Lines containing the string "styles" are to be collected in full.

- - - -

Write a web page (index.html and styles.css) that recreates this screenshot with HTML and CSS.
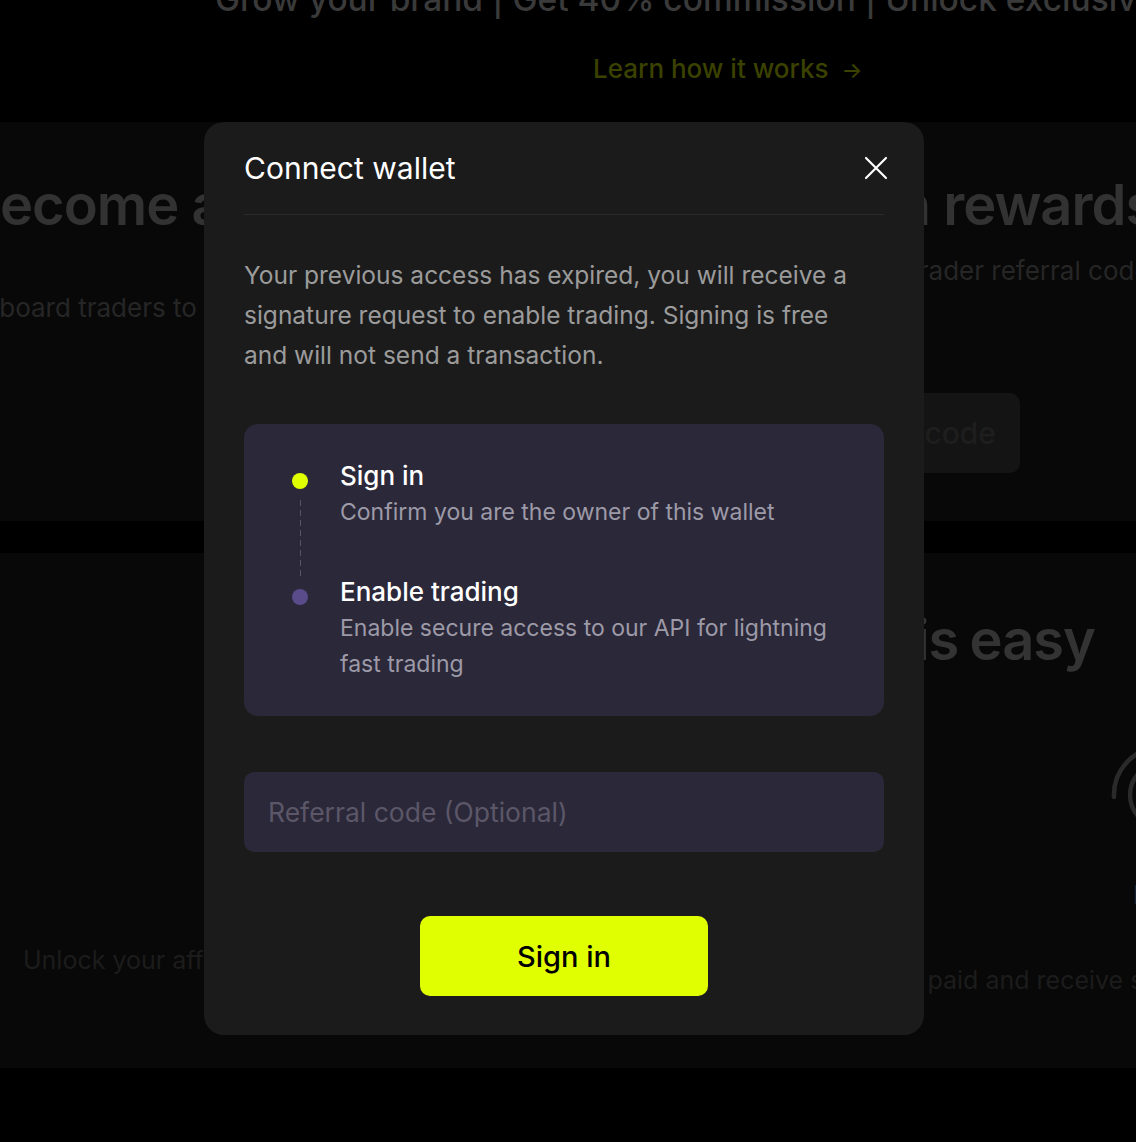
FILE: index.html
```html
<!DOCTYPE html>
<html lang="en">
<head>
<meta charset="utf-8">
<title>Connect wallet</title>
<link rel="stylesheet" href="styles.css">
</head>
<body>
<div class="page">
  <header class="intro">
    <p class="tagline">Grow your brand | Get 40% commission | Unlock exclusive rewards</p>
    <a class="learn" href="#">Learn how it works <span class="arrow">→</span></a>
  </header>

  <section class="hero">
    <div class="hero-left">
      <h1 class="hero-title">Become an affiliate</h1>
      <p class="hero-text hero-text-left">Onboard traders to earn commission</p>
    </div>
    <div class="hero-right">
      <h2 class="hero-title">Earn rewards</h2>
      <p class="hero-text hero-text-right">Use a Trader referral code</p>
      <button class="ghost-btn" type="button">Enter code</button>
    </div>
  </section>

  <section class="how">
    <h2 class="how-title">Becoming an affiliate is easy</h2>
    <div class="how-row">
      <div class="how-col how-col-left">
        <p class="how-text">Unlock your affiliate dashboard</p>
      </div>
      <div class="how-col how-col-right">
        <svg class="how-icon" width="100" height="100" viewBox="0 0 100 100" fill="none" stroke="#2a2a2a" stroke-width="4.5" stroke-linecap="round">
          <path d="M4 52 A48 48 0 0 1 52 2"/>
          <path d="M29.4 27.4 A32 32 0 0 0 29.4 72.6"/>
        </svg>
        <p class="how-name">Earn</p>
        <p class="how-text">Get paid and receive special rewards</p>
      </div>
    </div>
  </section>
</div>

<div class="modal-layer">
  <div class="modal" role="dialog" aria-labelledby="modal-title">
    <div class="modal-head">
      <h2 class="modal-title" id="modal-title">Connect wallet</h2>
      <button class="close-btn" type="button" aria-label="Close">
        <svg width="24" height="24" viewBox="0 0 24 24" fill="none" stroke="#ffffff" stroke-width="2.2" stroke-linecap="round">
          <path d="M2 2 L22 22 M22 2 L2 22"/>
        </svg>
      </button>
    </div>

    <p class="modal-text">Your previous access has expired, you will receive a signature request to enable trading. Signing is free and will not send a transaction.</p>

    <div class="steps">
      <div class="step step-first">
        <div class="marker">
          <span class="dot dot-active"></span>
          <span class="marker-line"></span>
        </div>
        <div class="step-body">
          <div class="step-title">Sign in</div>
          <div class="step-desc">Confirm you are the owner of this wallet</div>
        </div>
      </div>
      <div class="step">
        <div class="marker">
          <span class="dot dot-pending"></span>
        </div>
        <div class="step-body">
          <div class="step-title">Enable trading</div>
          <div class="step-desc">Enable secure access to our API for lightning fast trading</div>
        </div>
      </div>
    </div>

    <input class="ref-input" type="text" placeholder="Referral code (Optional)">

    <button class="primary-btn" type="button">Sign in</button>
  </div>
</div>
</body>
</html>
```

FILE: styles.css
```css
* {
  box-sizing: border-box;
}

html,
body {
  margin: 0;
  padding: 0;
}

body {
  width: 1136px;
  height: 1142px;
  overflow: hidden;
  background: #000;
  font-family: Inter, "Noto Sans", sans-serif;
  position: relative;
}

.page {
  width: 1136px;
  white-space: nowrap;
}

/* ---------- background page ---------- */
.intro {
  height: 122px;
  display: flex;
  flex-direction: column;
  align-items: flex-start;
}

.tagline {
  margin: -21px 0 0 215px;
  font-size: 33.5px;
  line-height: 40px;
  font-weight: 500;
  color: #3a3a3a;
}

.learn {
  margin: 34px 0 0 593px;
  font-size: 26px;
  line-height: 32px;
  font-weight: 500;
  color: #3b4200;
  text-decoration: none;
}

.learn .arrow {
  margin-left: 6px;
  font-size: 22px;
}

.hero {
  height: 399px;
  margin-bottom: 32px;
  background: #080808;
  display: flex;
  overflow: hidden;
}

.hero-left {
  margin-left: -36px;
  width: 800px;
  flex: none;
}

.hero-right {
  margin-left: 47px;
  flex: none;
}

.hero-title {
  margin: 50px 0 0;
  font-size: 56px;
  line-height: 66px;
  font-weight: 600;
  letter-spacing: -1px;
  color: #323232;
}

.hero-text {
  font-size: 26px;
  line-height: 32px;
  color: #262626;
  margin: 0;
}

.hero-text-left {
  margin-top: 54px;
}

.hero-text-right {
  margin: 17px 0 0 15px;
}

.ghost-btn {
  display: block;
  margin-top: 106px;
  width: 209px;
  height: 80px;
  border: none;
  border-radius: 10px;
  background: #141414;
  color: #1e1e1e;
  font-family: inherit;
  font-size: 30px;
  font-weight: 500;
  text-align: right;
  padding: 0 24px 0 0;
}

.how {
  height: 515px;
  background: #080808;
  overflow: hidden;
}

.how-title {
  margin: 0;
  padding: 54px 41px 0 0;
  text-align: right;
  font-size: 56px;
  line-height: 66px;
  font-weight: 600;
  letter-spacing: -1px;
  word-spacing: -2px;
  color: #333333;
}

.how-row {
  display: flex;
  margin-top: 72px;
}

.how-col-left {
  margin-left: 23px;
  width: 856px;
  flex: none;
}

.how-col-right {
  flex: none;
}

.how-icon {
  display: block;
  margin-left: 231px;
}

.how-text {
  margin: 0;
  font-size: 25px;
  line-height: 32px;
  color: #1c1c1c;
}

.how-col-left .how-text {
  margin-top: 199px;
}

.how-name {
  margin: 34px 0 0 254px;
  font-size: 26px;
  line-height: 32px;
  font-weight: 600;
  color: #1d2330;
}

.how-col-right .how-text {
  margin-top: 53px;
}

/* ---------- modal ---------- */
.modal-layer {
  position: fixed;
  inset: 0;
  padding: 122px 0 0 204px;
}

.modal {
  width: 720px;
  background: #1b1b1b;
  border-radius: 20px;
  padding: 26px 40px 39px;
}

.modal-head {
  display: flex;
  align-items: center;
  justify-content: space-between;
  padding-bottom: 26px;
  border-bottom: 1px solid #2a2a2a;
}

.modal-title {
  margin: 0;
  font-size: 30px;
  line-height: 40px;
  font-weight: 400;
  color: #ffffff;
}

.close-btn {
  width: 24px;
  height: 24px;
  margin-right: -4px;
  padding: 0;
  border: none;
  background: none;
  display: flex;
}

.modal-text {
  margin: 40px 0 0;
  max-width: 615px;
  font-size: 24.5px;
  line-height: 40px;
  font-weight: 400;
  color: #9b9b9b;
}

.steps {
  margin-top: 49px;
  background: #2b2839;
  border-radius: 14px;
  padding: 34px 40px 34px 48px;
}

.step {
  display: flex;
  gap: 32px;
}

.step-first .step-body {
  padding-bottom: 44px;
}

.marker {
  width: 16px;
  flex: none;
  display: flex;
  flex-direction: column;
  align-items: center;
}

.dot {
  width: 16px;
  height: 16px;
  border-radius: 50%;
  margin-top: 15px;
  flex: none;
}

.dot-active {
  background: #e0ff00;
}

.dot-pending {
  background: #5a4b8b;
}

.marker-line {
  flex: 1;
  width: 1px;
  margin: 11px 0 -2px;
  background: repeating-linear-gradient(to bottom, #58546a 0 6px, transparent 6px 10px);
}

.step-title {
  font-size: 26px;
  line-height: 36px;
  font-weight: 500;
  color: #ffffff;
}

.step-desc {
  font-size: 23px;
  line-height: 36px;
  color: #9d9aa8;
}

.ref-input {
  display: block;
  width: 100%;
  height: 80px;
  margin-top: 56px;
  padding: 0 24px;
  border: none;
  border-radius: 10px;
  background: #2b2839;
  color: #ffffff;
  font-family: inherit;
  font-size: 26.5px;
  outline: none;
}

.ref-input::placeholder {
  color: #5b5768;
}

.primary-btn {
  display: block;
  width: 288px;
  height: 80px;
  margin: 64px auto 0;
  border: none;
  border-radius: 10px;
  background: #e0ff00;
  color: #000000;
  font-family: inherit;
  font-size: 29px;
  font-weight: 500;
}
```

- - - -

• _Result below_
Write a web page (index.html and styles.css) that recreates this screenshot with HTML and CSS.
<link rel="stylesheet" href="styles.css">
FILE: styles.css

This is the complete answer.